‘Dharohar’, treasures, legacies or heritage of a region, land, landscape, community or culture is the imprint or impression of time and space. With innumerable social, cultural, political, economical, ecological, geomorphic changes etc. with time we confront the evolution of an identity which speaks and stands for itself.
The remains are reminiscent of the past that challenge our minds and perception to raise the unaddressed question of existence and non-existence, recognition and demolition, hierarchies and its unconditional impact on culture, social structures and traditions. These are clues left behind for us to knock doors which flip unknown pages of history and heritage. The surviving legacies of landscapes have developed through a secession of dynasties with the domination of power…negating all underlying existing local and inherent characters which creates the intense fabric left for us to speculate. These are the echoes which instigate enquiry and research about unrecorded histories, voices, people and elements that emerge through crevices and fine cracks engraved and buried within.

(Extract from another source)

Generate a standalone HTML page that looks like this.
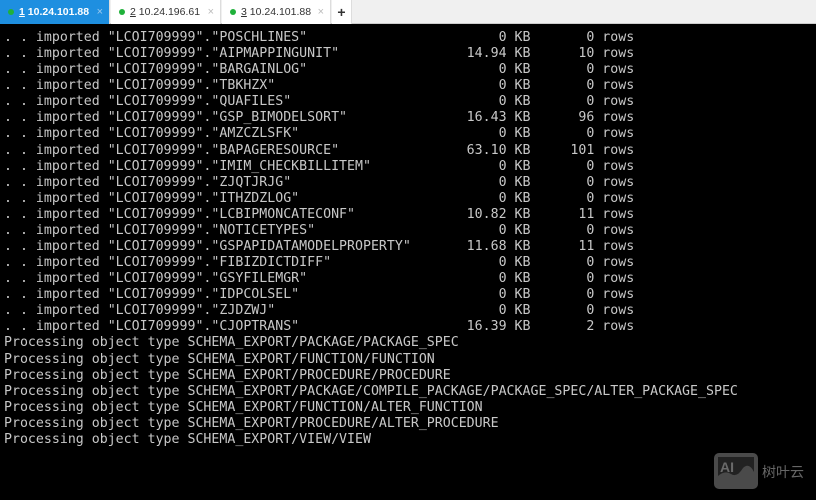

‘Dharohar’, a series of works as part of my ongoing research project, ‘Disappearing Dialogues’ in Bundelkhand and Baghelkhand region of Madhya Pradesh, respond to these intense textures and lines which were left undrawn, unfinished or erased by successors to stamp their own possessions. We need to rethink what is seen, heard or told to us through generations and look through new glasses. Inviting the audience to peel the layers and discover alternative cultures, hidden treasures of knowledge, parallel enriched traditions. ‘ Dharohar’ longs for our revaluation, recognition and restoration before it fades into oblivion. From the layered multiplicity of known unknown emerges a glimpse of a rich landscape that are on the precipice of an undeniable crisis, whispering slowly, begging for attention. The question is will we just let them gradually disappear or make way for new dialogues to appear.